I don't see that anywhere. All the data has shown average Data usage per user is still increasing YoY. And as new younger population comes to age, replacing older generation which are less tech savy, Data usage will only continue to grow for the foreseeable future.
We certainly do not want to pay more, but I have never heard anyone who does't want more data, assuming they are not on unlimited plan.
You have been paying for the Services agreement to Infrastructure, and as long as you continue to paid, under the accepted condition Huawei, Ericsson and Nokia will continue the hardware and software investment as well as Network tuning.
So if you are paying $100 per month, and $30 had been going to Nokia / Huawei / Ericsson, as long as you paid the same, there will be money for future upgrade.
And one of the reason why you see many countries has Carriers consolidated to three, becasue the nature of carriers business requires certain minimum amount of revenue to be sustainable.
Note: Of coz this is an over simplified description. But it basically shows you don't need to paid a lot more to get 5G.
Why do you need a specific killer use case for more bandwidth and lower latency? That helps almost all applications.
(Yes, and presumably they'll increase the cap, but even a 100x increase would give you 1 full day of usage per month.)
'LTE generation 4.3' just doesn't have the same ring to it.

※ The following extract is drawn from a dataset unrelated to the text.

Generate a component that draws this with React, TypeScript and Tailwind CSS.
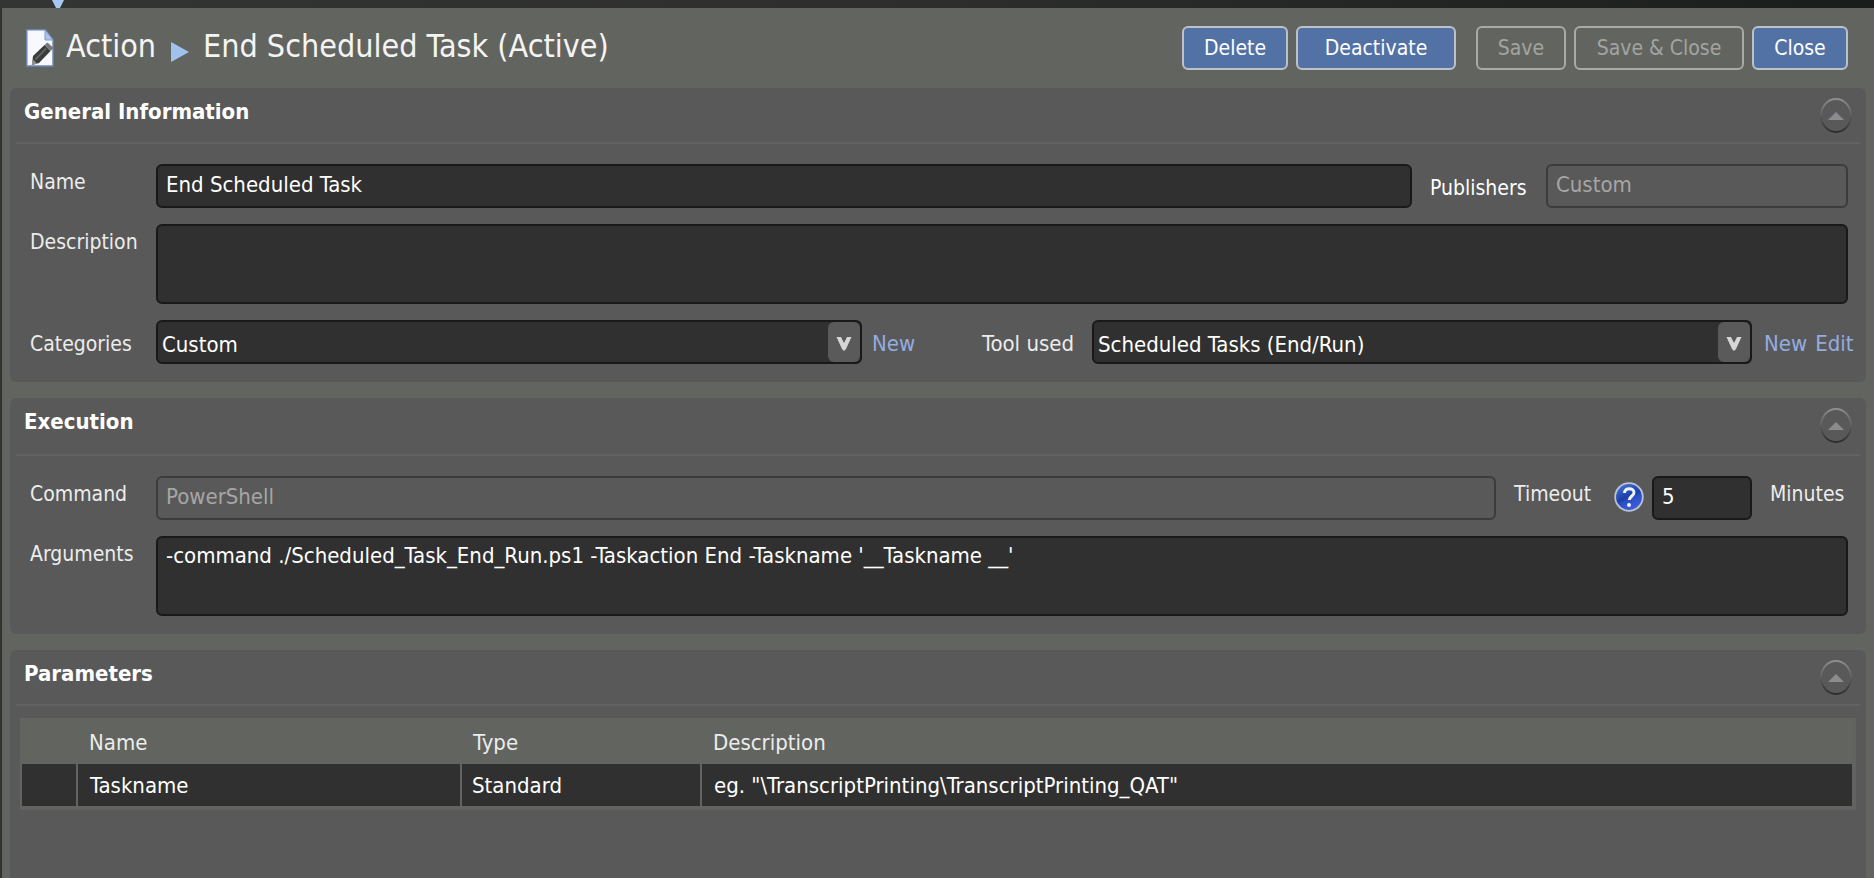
import React, { useState } from 'react';

const fieldBase = 'block w-full rounded-md border-2 px-2 text-[22px] outline-none';
const fieldDark = fieldBase + ' border-[#191919] bg-[#303030] text-white';
const fieldOff = fieldBase + ' border-[#3c3c3c] bg-transparent text-[#a6a6a6]';
const fieldLine = ' h-11 pb-1 leading-9';
const fieldArea = ' h-20 resize-none py-1 leading-7';

const buttonBase = 'h-11 rounded-md border-2 text-[21px] leading-10';
const buttonBlue = buttonBase + ' border-[#bdc1c8] bg-[#5272a6] text-white';
const buttonOff = buttonBase + ' border-[#a9aaa8] text-[#a3a4a2]';

function CollapseIcon({ id }: { id: string }) {
  return (
    <svg width="32" height="36" viewBox="0 0 32 36" aria-hidden="true">
      <defs>
        <linearGradient id={id} x1="0" y1="0" x2="0" y2="1">
          <stop offset="0" stopColor="#8e8e8e" />
          <stop offset="0.5" stopColor="#5e5e5e" />
          <stop offset="1" stopColor="#2c2c2c" />
        </linearGradient>
      </defs>
      <ellipse cx="16" cy="17.500" rx="15" ry="16.500" fill="none" stroke={`url(#${id})`} strokeWidth="1.8" />
      <path d="M16 14l8 8H8z" fill="#8c8c8f" />
    </svg>
  );
}

function Panel(props: { id: string; title: string; head: string; className?: string; children: React.ReactNode }) {
  const [open, setOpen] = useState(true);
  return (
    <section className={'rounded-md bg-[#595959] ' + (props.className ?? '')}>
      <div className={'mx-1.5 flex items-start justify-between border-b-2 border-[#626262] pr-2 pl-2 ' + props.head}>
        <h2 className="pt-2.5 text-[22px] leading-7 font-bold text-white">{props.title}</h2>
        <button type="button" aria-label={'Collapse ' + props.title} className="mt-2.5" onClick={() => setOpen(!open)}>
          <CollapseIcon id={props.id} />
        </button>
      </div>
      {open && props.children}
    </section>
  );
}

function Select({ id, value }: { id: string; value: string }) {
  return (
    <div className="grid">
      <select
        id={id}
        defaultValue={value}
        className="col-start-1 row-start-1 h-11 w-full appearance-none rounded-md border-2 border-[#191919] bg-[#303030] pt-1 pl-1 text-[22px] text-white outline-none"
      >
        <option>{value}</option>
      </select>
      <span className="pointer-events-none col-start-1 row-start-1 m-0.5 flex w-8 items-center justify-center justify-self-end rounded-md bg-[#5a5a5a] pt-1">
        <svg width="16" height="16" viewBox="0 0 16 16" aria-hidden="true">
          <path d="M0.500 1h4.500l3 6 3-6h4.500L10 13l-2 2-2-2z" fill="#d6d6d6" />
        </svg>
      </span>
    </div>
  );
}

const label = 'pt-1 text-[21px] leading-7 text-[#ececec]';
const link = 'text-[#94ace0]';

export default function App() {
  return (
    <div className="flex min-h-screen flex-col bg-[#323432] font-['DejaVu_Sans_Condensed','Noto_Sans',sans-serif]">
      <div className="flex h-2 bg-linear-to-r from-[#333533] via-[#2c2d2c] to-[#1a1e1b] pl-[51px]">
        <svg width="14" height="8" viewBox="0 0 14 8" aria-hidden="true">
          <path d="M1 0h12L9 8H5z" fill="#a6c8f2" />
        </svg>
      </div>
      <main className="ml-0.5 flex grow flex-col bg-[#626460] pr-2 pl-2">
        <header className="flex h-20 items-start pt-[18px] pr-[18px] pl-4">
          <svg className="mt-[3px]" width="28" height="38" viewBox="0 0 28 38" aria-hidden="true">
            <path d="M0.800 0.800h18.200L27 11v26H0.800z" fill="#f7f9ff" stroke="#6c86b4" strokeWidth="1.4" />
            <path d="M19 0.800V11h8z" fill="#a9c4ec" stroke="#7f9cc8" />
            <path d="M6 36l1-9L18.500 16l6 6L13 34z" fill="#3b3d3b" />
            <path d="M5.500 36.500l1.500-6 4 4z" fill="#8f918f" />
            <path d="M9.500 30.500L20 19.500" stroke="#6a6c6a" strokeWidth="1.5" />
            <path d="M18.500 16l3-2.500 6 5.500-3 3z" fill="#777977" />
          </svg>
          <h1 className="flex items-center pt-0.5 text-[32px] leading-9 text-[#f4f4f4]">
            <span className="w-[117px] pl-3">Action</span>
            <svg className="mt-3 mr-3.5" width="18" height="20" viewBox="0 0 18 20" aria-hidden="true">
              <path d="M0 0l18 10L0 20z" fill="#a0c3ee" />
            </svg>
            <span>End Scheduled Task (Active)</span>
          </h1>
          <div className="ml-auto flex gap-2">
            <button type="button" className={buttonBlue + ' w-[106px]'}>Delete</button>
            <button type="button" className={buttonBlue + ' mr-3 w-40'}>Deactivate</button>
            <button type="button" disabled className={buttonOff + ' w-[90px]'}>Save</button>
            <button type="button" disabled className={buttonOff + ' w-[170px]'}>Save &amp; Close</button>
            <button type="button" className={buttonBlue + ' w-24'}>Close</button>
          </div>
        </header>

        <Panel id="c1" title="General Information" head="h-14">
          <div className="flex flex-col gap-4 pt-5 pr-[18px] pb-[18px] pl-5">
            <div className="grid grid-cols-[126px_1fr_134px_302px]">
              <label htmlFor="name" className={label}>Name</label>
              <input id="name" defaultValue="End Scheduled Task" className={fieldDark + fieldLine} />
              <label htmlFor="publishers" className="self-center pt-1 pl-[18px] text-[21px] leading-7 text-white">Publishers</label>
              <input id="publishers" disabled defaultValue="Custom" className={fieldOff + fieldLine} />
            </div>
            <div className="grid grid-cols-[126px_1fr]">
              <label htmlFor="description" className={label}>Description</label>
              <textarea id="description" className={fieldDark + fieldArea} />
            </div>
            <div className="grid grid-cols-[126px_706fr_230px_660fr_96px] items-center">
              <label htmlFor="categories" className={label}>Categories</label>
              <Select id="categories" value="Custom" />
              <div className="flex justify-between pt-1 pr-[18px] pl-2.5 text-[22px] leading-7 text-[#ececec]">
                <a href="#new-category" className={link}>New</a>
                <label htmlFor="tool">Tool used</label>
              </div>
              <Select id="tool" value="Scheduled Tasks (End/Run)" />
              <div className="flex gap-2 pt-1 pl-3 text-[22px] leading-7">
                <a href="#new-tool" className={link}>New</a>
                <a href="#edit-tool" className={link}>Edit</a>
              </div>
            </div>
          </div>
        </Panel>

        <Panel id="c2" title="Execution" head="h-[58px]" className="mt-4">
          <div className="flex flex-col gap-4 pt-5 pr-[18px] pb-[18px] pl-5">
            <div className="grid grid-cols-[126px_1fr_156px_100px_96px]">
              <label htmlFor="command" className={label}>Command</label>
              <input id="command" disabled defaultValue="PowerShell" className={fieldOff + fieldLine} />
              <div className="flex justify-between pr-2 pl-[18px]">
                <label htmlFor="timeout" className={label}>Timeout</label>
                <button type="button" aria-label="Help" className="self-start pt-1.5">
                  <svg width="30" height="30" viewBox="0 0 30 30" aria-hidden="true">
                    <defs>
                      <linearGradient id="help" x1="0.2" y1="0" x2="0.7" y2="1">
                        <stop offset="0" stopColor="#4a74d8" />
                        <stop offset="0.5" stopColor="#1a3fa8" />
                        <stop offset="0.6" stopColor="#2b4fc6" />
                        <stop offset="1" stopColor="#3f62dc" />
                      </linearGradient>
                    </defs>
                    <circle cx="15" cy="15" r="13.800" fill="url(#help)" stroke="#b9c1d4" strokeWidth="1.8" />
                    <path d="M10.500 11c0-6 9.500-5.500 9.500-.5 0 3.500-4.800 4-4.800 7.500" fill="none" stroke="#f1f3fa" strokeWidth="3" />
                    <circle cx="15" cy="23" r="2" fill="#f1f3fa" />
                  </svg>
                </button>
              </div>
              <input id="timeout" defaultValue="5" className={fieldDark + fieldLine} />
              <span className={label + ' pl-[18px]'}>Minutes</span>
            </div>
            <div className="grid grid-cols-[126px_1fr]">
              <label htmlFor="arguments" className={label}>Arguments</label>
              <textarea
                id="arguments"
                spellCheck={false}
                defaultValue="-command ./Scheduled_Task_End_Run.ps1 -Taskaction End -Taskname '__Taskname __'"
                className={fieldDark + fieldArea}
              />
            </div>
          </div>
        </Panel>

        <Panel id="c3" title="Parameters" head="h-14" className="mt-4 grow rounded-b-none">
          <div className="pt-3 pr-2.5 pl-2.5">
            <div className="border-r-2 border-b-2 border-[#626262]">
              <table className="w-full table-fixed border-collapse border-2 border-[#626460] text-left text-[22px] leading-7">
                <colgroup>
                  <col className="w-14" />
                  <col className="w-96" />
                  <col className="w-60" />
                  <col />
                </colgroup>
                <thead className="bg-[#626460] text-[#ececec]">
                  <tr className="h-11">
                    <th aria-label="Select" />
                    <th className="pt-1 pl-3 font-normal">Name</th>
                    <th className="pt-1 pl-3 font-normal">Type</th>
                    <th className="pt-1 pl-3 font-normal">Description</th>
                  </tr>
                </thead>
                <tbody className="bg-[#303030] text-white">
                  <tr className="h-11">
                    <td className="border-2 border-[#626460]" />
                    <td className="border-2 border-[#626460] pt-0.5 pl-3">Taskname</td>
                    <td className="border-2 border-[#626460] pt-0.5 pl-2.5">Standard</td>
                    <td className="border-2 border-[#626460] pt-0.5 pl-3">eg. "\TranscriptPrinting\TranscriptPrinting_QAT"</td>
                  </tr>
                </tbody>
              </table>
            </div>
          </div>
        </Panel>
      </main>
    </div>
  );
}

But that's where the economics get fuzzy too. Building out all these base stations will be an enormous cost. Mainstream consumers may tolerate modest price increases for connectivity, but much fewer will bear significantly higher prices, or spring for significantly better plans. Such a market segmentation would also dampen the consumer excitement for use-cases as well.
To get around this, corporations who want to ensure connectivity for their application will push to become MVNOs and offer captive access to the corresponding product, so that the end-user doesn't have to pay the cost directly. This works best when they control the hardware too. Vertical ecosystems will proliferate, where the experience can only be consumed using the corresponding hardware.
It's not hard to imagine the likes -- and competitors -- of an always-connected successor to the Nintendo Switch, streaming games from a nearby server farm using a captive MVNO, or one of the many Amazon or Google's decidedly non-gaming, 'smart hub' devices that ensure their own connectivity without the need to put them on your Wifi. This has serious implications for privacy and business models too: it will be commonplace for devices to be connected to the home base by default in a way that's difficult to thwart, but correspondingly license and authorization servers will always be reachable, so DRM-enforced subscription business models can continue to thrive.
But the issue is, you can already do the entire latter part -- the always-connected home hub, or the always-on DRM captive media player with LTE or lower, but it's not yet done. Why? Because people willingly join them to their Wifi for free. 5G will have to fit into the holes left by existing alternatives, and do it at a price point or cost structure that makes sense.
I expressed my view before  that most of the hype surrounding 5G is the industry's own buzz -- likely to get investors excited -- and then amplified by tech journalism, whether intentionally or unwittingly. It greatly remains to be seen how much its deployment lives up to its big expectations.